Jay Blades couldn't "see tomorrow" as he felt like "a failure" and plotted to take his own life.

Jay Blades

Jay Blades

The 'Repair Shop' star has opened up about hitting rock bottom six years ago and recalling cruel words from a teacher who told him his life "would always amount to nothing".

He told the Daily Mirror newspaper: "I was unable to see tomorrow, I couldn’t see myself existing in the future. It was everything, the breakdown of my marriage, my business, me not being able to speak about it to anyone.

"At that moment what was going through my head was everything I’d heard at secondary school, that I was nothing, a failure.

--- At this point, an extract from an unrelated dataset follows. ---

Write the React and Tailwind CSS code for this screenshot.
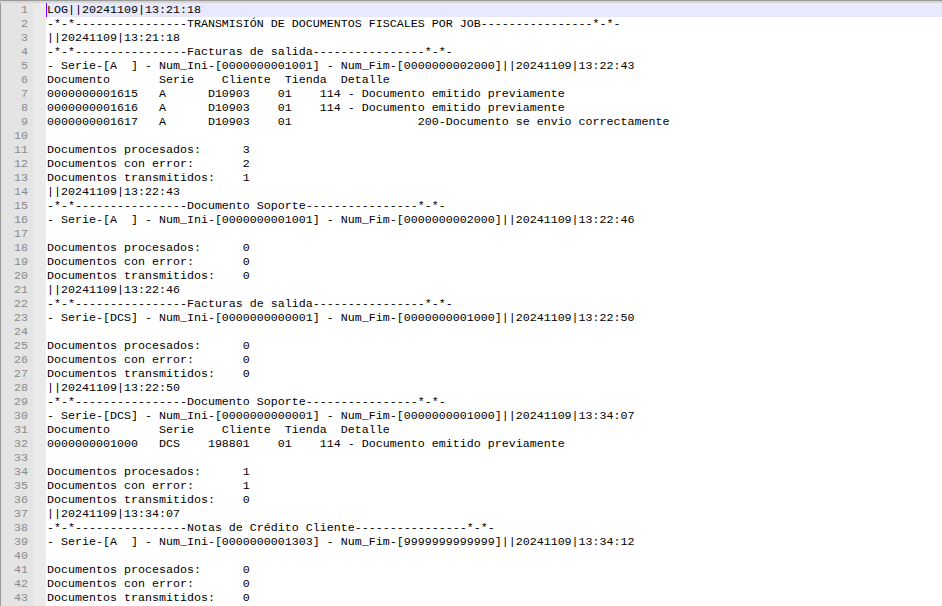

“My careers teacher when I was 14 told me it wasn’t worth trying because my life would always amount to nothing."

The 51-year-old presenter admitted he "couldn't even think straight" about the impact his suicide would have on his children.

However, he was saved by the motorway bridges he drove past that night having crash barriers.

He added: "If the barriers weren’t there you wouldn’t be speaking to me right now."

He then ran out of petrol and found himself in an almost deserted car park 100 miles from his home, where he stayed for around a week.

He explained: “I wasn’t eating or drinking. I lost a stone during that week. When you’re in that zone, normal thinking, like ‘go and have a wash’, ‘drink something’, ‘have breakfast’, all those are ­irrelevant.

"I didn’t even know what time it was, it was just a dead zone. Eventually I decided to go to McDonald’s. I got out the car and could feel a presence. It was my body odour. It was so strong it had its own postcode.

“I thought there was someone behind me but it was me. That’s when I decided I needed to go and get washed up.”

He found a hotel where the police - who had been contacted by his soon-to-be-ex-wife Jade - arrived with a psychiatric nurse after tracking him, and they let him leave with his friend Gerald Bailey.

Jay stayed with his pal's mother and stepfather, and he was able to make a recover.

In his new book 'Making It', he opened up on the moment he sat in his friend's car, and wrote: "I bawled and I howled. I was brought up not to cry, to always act tough.

"I had never cried in front of another man before. When I stopped, the numbness had passed. I was alive again.”